My fifth and final experience with a counselor was at Ventura County Mental Health Center. On my second visit, the counselor fell asleep in front of me while I was talking to him. I gave up on getting more counseling after that and focused on making money cleaning houses. I met someone who thought we could start a house cleaning business. I agreed that maybe we could, but I was thinking of moving.

In an effort to move forward positively and with counselors and anonymous groups unable to help me, I read a book called, "Man's Search for Meaning" by Victor Frankyl. I wanted to find meaning for my life and how to proceed living with no job and living in a state I didn't like.

That book gave me my first real insight into how to live. I realized I could not change society, or the people who hurt me, like I thought I could, in order to be happy. I realized I could only change myself. This is what Victor did in the concentration camp he was in. He shared he had survived the Holocaust by changing his thoughts about how he perceived his life there. I believed I could also change my perceptions which was quite a relief for me. It gave me some personal power I'd not had before. So begins the first part of “a journey not taken, destination unknown.”

I began reading several self-help books like, "Love is letting go of Fear." I discovered I had a big fear of people and I didn’t actually know what love felt like. I’d never experienced feeling truly loved. Out of desperation to learn more, I re-read a book my mother gave me, "How to Win Friends and Influence People," by Dale Carnegie. 

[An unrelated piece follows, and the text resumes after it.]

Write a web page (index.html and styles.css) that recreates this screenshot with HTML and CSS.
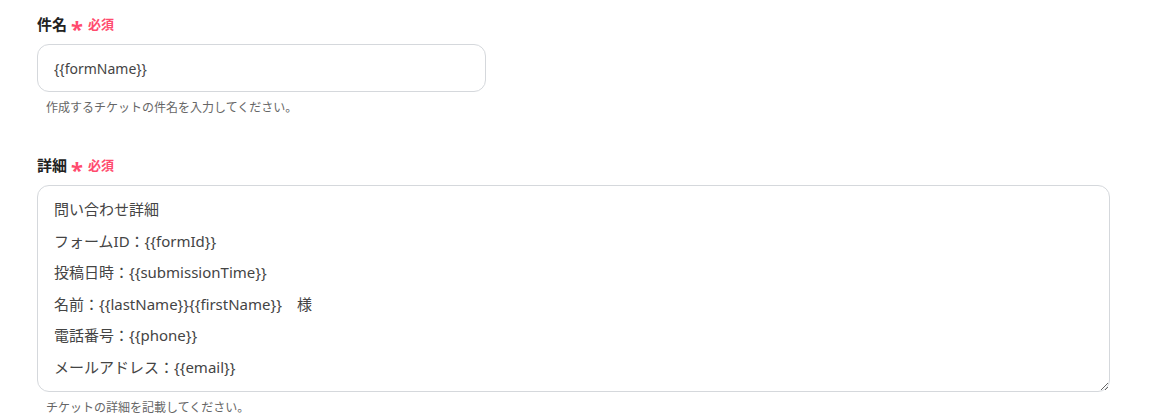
FILE: index.html
```html
<!DOCTYPE html>
<html lang="ja">
<head>
<meta charset="utf-8">
<link rel="stylesheet" href="styles.css">
</head>
<body>
<div class="form">
  <div class="field">
    <div class="label"><span class="label-text">件名</span><span class="req-star">*</span><span class="req">必須</span></div>
    <input class="input" type="text" value="{{formName}}">
    <div class="help">作成するチケットの件名を入力してください。</div>
  </div>
  <div class="field field-detail">
    <div class="label"><span class="label-text">詳細</span><span class="req-star">*</span><span class="req">必須</span></div>
    <textarea class="textarea">問い合わせ詳細
フォームID：{{formId}}
投稿日時：{{submissionTime}}
名前：{{lastName}}{{firstName}}　様
電話番号：{{phone}}
メールアドレス：{{email}}</textarea>
    <div class="help">チケットの詳細を記載してください。</div>
  </div>
</div>
</body>
</html>
```
FILE: styles.css
```css
html, body {
  margin: 0;
  padding: 0;
  background: #ffffff;
}
body {
  font-family: "Noto Sans", "Noto Sans CJK JP", sans-serif;
  color: #333;
}
.form {
  padding: 12px 0 0 37px;
  display: flex;
  flex-direction: column;
  gap: 37px;
}
.field {
  display: flex;
  flex-direction: column;
}
.label {
  display: flex;
  align-items: center;
  height: 22px;
  margin-bottom: 10px;
}
.label-text {
  font-size: 15px;
  font-weight: 700;
  color: #222;
}
.req-star {
  color: #ff4b6e;
  font-size: 22px;
  font-weight: 700;
  margin-left: 4px;
  line-height: 1;
  position: relative;
  top: 5px;
}
.req {
  color: #ff4b6e;
  font-size: 13px;
  font-weight: 700;
  margin-left: 5px;
}
.input {
  box-sizing: border-box;
  width: 449px;
  height: 48px;
  border: 1px solid #d5d8dc;
  border-radius: 12px;
  padding: 0 16px;
  font-family: "Noto Sans", "Noto Sans CJK JP", sans-serif;
  font-size: 14px;
  color: #444;
  outline: none;
}
.help {
  font-size: 12px;
  color: #666;
  margin-top: 6px;
  padding-left: 9px;
}
.textarea {
  box-sizing: border-box;
  width: 1073px;
  height: 207px;
  border: 1px solid #d5d8dc;
  border-radius: 12px;
  padding: 8px 16px;
  font-family: "Noto Sans", "Noto Sans CJK JP", sans-serif;
  font-size: 15px;
  line-height: 31.6px;
  color: #444;
  outline: none;
  resize: vertical;
  overflow: hidden;
}
```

I read many more self-help books. I finally concluded that what I really needed to do next was to earn a good living. I had to find out what I actually enjoyed doing and then figure out how to earn money from doing it. So with that in mind, I followed my Spirit, which seemed easier to do at that point. 

I realized I was extremely unhappy living in MA. I loved California where I'd spent a year before getting married. The weather there was beautiful year-round, however, I was afraid to drive 3000 miles alone with my children to move there. But I did set firm sights on finding a place for all of us to live happily as my next challenge.